Policy Issued To:                                            Attached to and Forming Part of Master Policy
                                                             Number:
US Bank as Trustee for ACE Securities Corp. Home Equity                      04-690-4-3803
Loan Trust, Series 2001-AQ1
180 East Fifth Street                                                  Effective Date of Policy:
Saint Paul,  Minnesota  55101                                                 April 1, 2001

- -------------------------------------------------------------------------------------------------------------


The purpose of this Endorsement is to amend certain terms and conditions of
the Policy as provided herein. An Insured will be entitled to submit Loans for
insurance under this Endorsement unless this Endorsement is revoked by the
Company. The Company reserves the right to revoke this Endorsement for future
mortgage loans submitted to it, effective upon written notice to the Insured.
This Endorsement will apply only to a Loan which is approved by the Company
for insurance under it, which approval shall include a Loan underwritten by
the Insured in accordance with the Company's Master Reporting Program
(Delegated Underwriting Program). To the extent of any inconsistency or
conflict between the terms of the Policy and this Endorsement, this
Endorsement will control. The terms and conditions of the Policy shall apply
to a Loan insured under this Endorsement, but with the Policy amended by
adding, deleting, or amending the following terms and conditions, as
indicated:

    A.    Section 1.13 of the Policy is deleted in its entirety and replaced
          with the following:

          1.13   Insured means:

                 a.  The Person designated on the face of this Policy; or

                 b.  any Person to whom coverage has been assigned with the
                     written approval of the Company as provided in Section 3.5
                     resulting in a change in the Insured named on a
                     Certificate in accordance with this Policy.

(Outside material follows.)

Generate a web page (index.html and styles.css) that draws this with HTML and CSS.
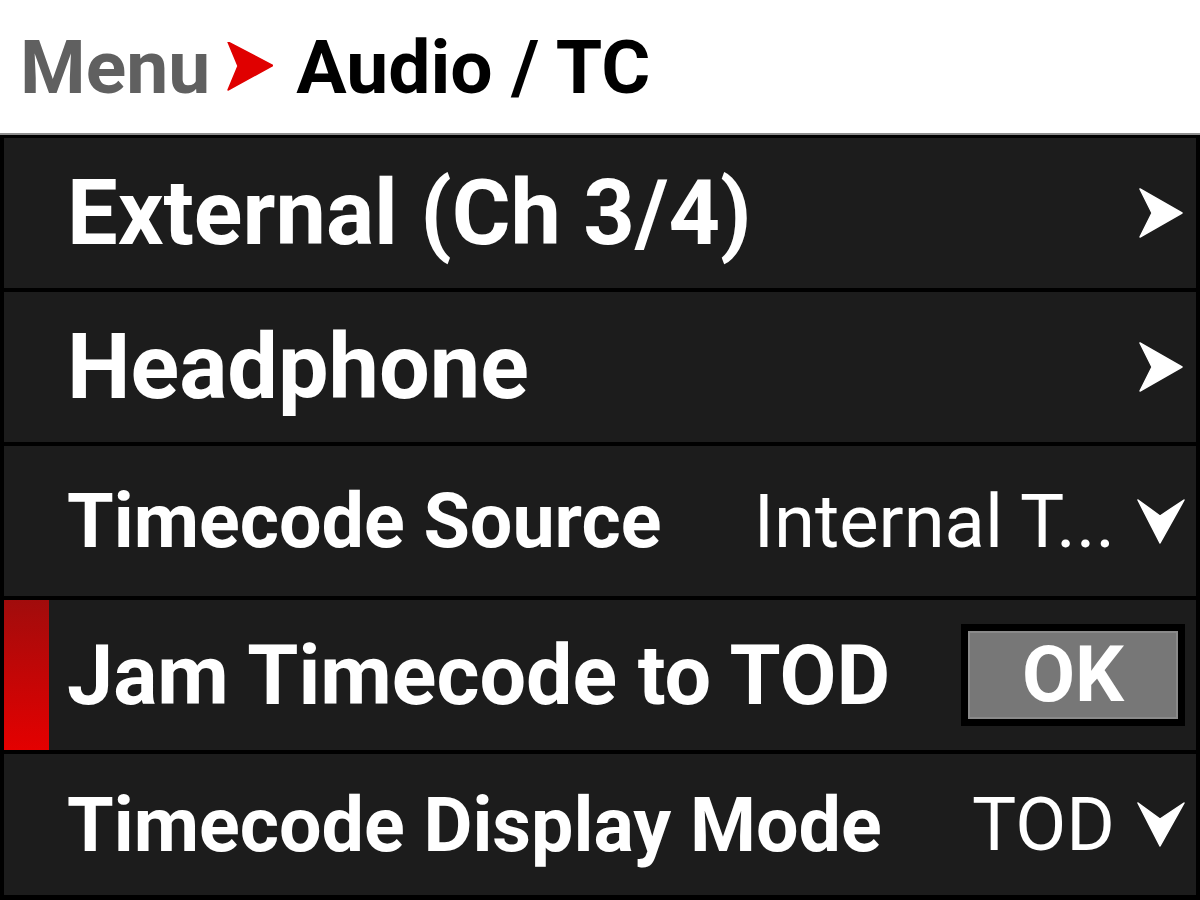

    B.    Section 2.4 and all references thereto in the Policy are deleted in
          their entirety.

    C.    Section 2.8 is amended to read in its entirety as follows:

          2.8    Cancellation by the Insured of a Certificate ---
                 Notwithstanding any provision to the contrary in this
                 Policy, the Insured shall be obligated to maintain coverage
                 of a Certificate for a Loan and to pay corresponding
                 premiums for continuation of such coverage except that
                 coverage on a Loan may be cancelled by the Insured effective
                 when the unpaid principal balance of the Loan is less than
                 50% of the Value of the Property. Subject to the foregoing
                 obligation of the Insured to maintain coverage, the Insured
                 may obtain cancellation of coverage on a Loan, if permitted,
                 by making a written request to the Company for cancellation.
                 However, no refund on a cancellation of coverage on a Loan
                 will be paid upon cancellation. Cancellation of coverage on
                 a Loan will not cancel this Policy.

    D.    Section 3.5 is amended to read in its entirety as follows:

          3.5    Change of Insured --- Change of Insured shall only be
                 allowed if advance written approval is obtained from the
                 Company (which approval shall be in the sole and absolute
                 discretion of the Company). If coverage of a Loan is to be
                 assigned or transferred by the Insured to a new Insured, the
                 Insured shall request the Company's approval thereof and if
                 the Company approves the change of Insured, the Company
                 shall, thereafter, change its records to identify the new
                 Insured for such Loan.

E.       With reference to the Master Reporting Program Endorsement
         (Form #71-7139 (8/94)):

          1.     In the first sentence of Section 2.1 the word
                 "makes" is deleted and replaced with "submits for coverage
                 under this Policy" and in the second sentence of Section
                 2.1, after the word "makes" is inserted "or purchases".

          2.     In the first sentence of the first paragraph of Section
                 2.2(b), the word "contained" is inserted before "in the
                 Loan File" and the words "by the Insured" are deleted;
                 and in the first sentence of the second paragraph, after
                 the words "Certificate or" and before "Loan File" is
                 inserted "contained in the".

          3.     Section 2.4 and all references thereto in the Policy are
                 deleted in their entirety.



All terms capitalized will have the meanings set forth in the Policy, except
as otherwise defined herein. Nothing herein contained will be held to vary,
alter, waive or extend any of the terms and conditions of the Policy, or any
amendments thereto, except as expressly set forth above.